Les négociations avec les militants sont gérées par des partenaires locaux, ajoute-t-il.
M. Gebru déclare que, comme USAid, Save the Children est "extrêmement sérieuse" pour empêcher l'aide de tomber entre de mauvaises mains - prenant de nombreuses précautions et contrôlant soigneusement la prestation des services.
Bien que cela soit "restrictif", il affirme que l'agence parvient toujours à servir les communautés gouvernées par des militants. Le principal obstacle pour Save the Children, insiste-t-il, est le manque de fonds.
Franz Celestin, responsable de l'Agence des Nations Unies pour les migrations en Somalie, convient que les responsables américains souhaitent que l'aide parvienne aux zones difficiles, dans le cadre juridique existant.
Mais en fin de compte, il pense que des négociations de plus haut niveau sont nécessaires entre l'ONU et Al-Shabab pour permettre aux agences d'avoir un accès général aux zones contrôlées par les militants sans avoir à payer de "taxes".
Début septembre, le chef des opérations humanitaires de l'ONU, Martin Griffiths, a déclaré à The New Humanitarian qu'aucune négociation de ce type n'était en cours.
Que se passera-t-il si Al-Shabab reçoit de l'argent pour l'aide ?
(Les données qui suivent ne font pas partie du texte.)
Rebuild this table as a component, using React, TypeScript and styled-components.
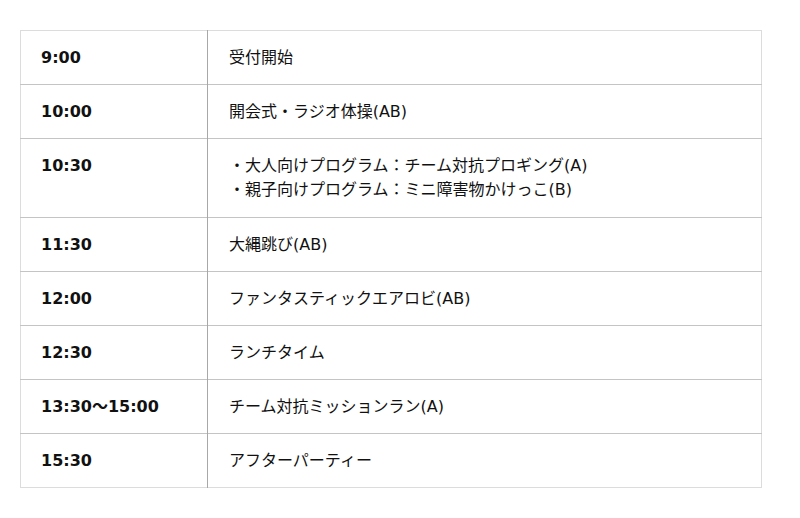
import React from "react";
import styled, { createGlobalStyle } from "styled-components";

const Global = createGlobalStyle`
  html, body { margin: 0; padding: 0; background: #fff; }
  body { font-family: "DejaVu Sans", "Noto Sans CJK JP", sans-serif; color: #111; }
`;

const Page = styled.div`
  padding: 30px 38px 30px 20px;
`;

const Table = styled.table`
  width: 742px;
  border-collapse: collapse;
  border: 1px solid #dcdcdc;
`;

const Row = styled.tr`
  border-bottom: 1px solid #c4c4c4;
  &:last-child { border-bottom: 1px solid #dcdcdc; }
`;

const TimeCell = styled.th`
  width: 146px;
  padding: 15px 20px 14px 20px;
  text-align: left;
  vertical-align: top;
  font-size: 16px;
  font-weight: bold;
  line-height: 24px;
  border-right: 1px solid #a8a8a8;
`;

const EventCell = styled.td<{ $multi?: boolean }>`
  padding: 15px 21px ${(p) => (p.$multi ? "15px" : "14px")} 21px;
  vertical-align: top;
  font-size: 16px;
  line-height: 24px;
`;

const Line = styled.div``;

const schedule: { time: string; items: string[] }[] = [
  { time: "9:00", items: ["受付開始"] },
  { time: "10:00", items: ["開会式・ラジオ体操(AB)"] },
  {
    time: "10:30",
    items: [
      "・大人向けプログラム：チーム対抗プロギング(A)",
      "・親子向けプログラム：ミニ障害物かけっこ(B)",
    ],
  },
  { time: "11:30", items: ["大縄跳び(AB)"] },
  { time: "12:00", items: ["ファンタスティックエアロビ(AB)"] },
  { time: "12:30", items: ["ランチタイム"] },
  { time: "13:30〜15:00", items: ["チーム対抗ミッションラン(A)"] },
  { time: "15:30", items: ["アフターパーティー"] },
];

export default function App() {
  return (
    <Page>
      <Global />
      <Table>
        <tbody>
          {schedule.map((s) => (
            <Row key={s.time}>
              <TimeCell>{s.time}</TimeCell>
              <EventCell $multi={s.items.length > 1}>
                {s.items.map((it) => (
                  <Line key={it}>{it}</Line>
                ))}
              </EventCell>
            </Row>
          ))}
        </tbody>
      </Table>
    </Page>
  );
}
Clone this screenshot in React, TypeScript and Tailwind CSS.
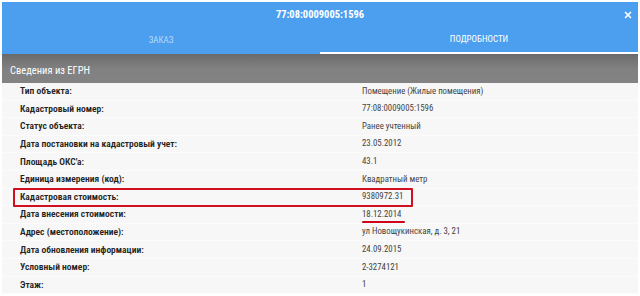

Al-Shabab est déjà une force dirigeante efficace dans de nombreuses régions de Somalie, selon Nisar Majid, chercheur invité à l'université de Tufts et co-auteur d'un livre sur la famine de 2011.Il est "bien plus efficace" que le gouvernement national pour taxer sa population et ses entreprises, et dispose d'un système judiciaire plus robuste - bien que sévère, dit-il.
Au fil des ans, les organisations internationales ont subi des pressions juridiques, mais aussi des pressions sur leur réputation, pour ne pas s'engager avec elle - afin d'éviter d'être exposées dans les médias comme "soutenant les terroristes", ajoute-t-il.
Mais il n'est pas certain qu'al-Shabab tire un grand avantage de l'argent de l'aide, affirme Abdi Ismail Samatar, professeur de géographie à l'université du Minnesota et législateur à la chambre haute de Somalie.
Un rapport de 2013 du Humanitarian Policy Group a déclaré que l'argent des agences d'aide n'était qu'une "petite partie d'un système plus large de taxation" par al-Shabab, et que le groupe avait "de nombreux autres systèmes de revenus".
Toutefois, il a ajouté que l'aide comprenant des dizaines de milliers de dollars par groupe humanitaire était toujours une source de revenu.
Les États-Unis estiment que leurs règles rendent plus difficile l'obtention de fonds pour les "terroristes".
Le gouvernement somalien a déclaré une guerre "totale" contre les militants et considère que la fermeture de leurs sources de revenus est essentielle pour vaincre le groupe.
Mais un assouplissement des règles pour les organismes d'aide, ainsi que pour les services utilisés par les émigrés pour envoyer de l'argent chez eux, changerait la donne pour les Somaliens affamés, estime le professeur Samatar.
Avec une cinquième saison des pluies consécutive qui devrait être déficitaire et la flambée des prix des denrées alimentaires, les besoins des populations vont augmenter. Davantage d'aide devra être apportée à un plus grand nombre de personnes.
"Nous devons empêcher les gens de périr avant qu'ils puissent être libérés d'Al-Shabab", déclare le professeur Samatar. "Combattre les terroristes est un projet à long terme, mais sauver la vie des personnes affamées est un projet immédiat."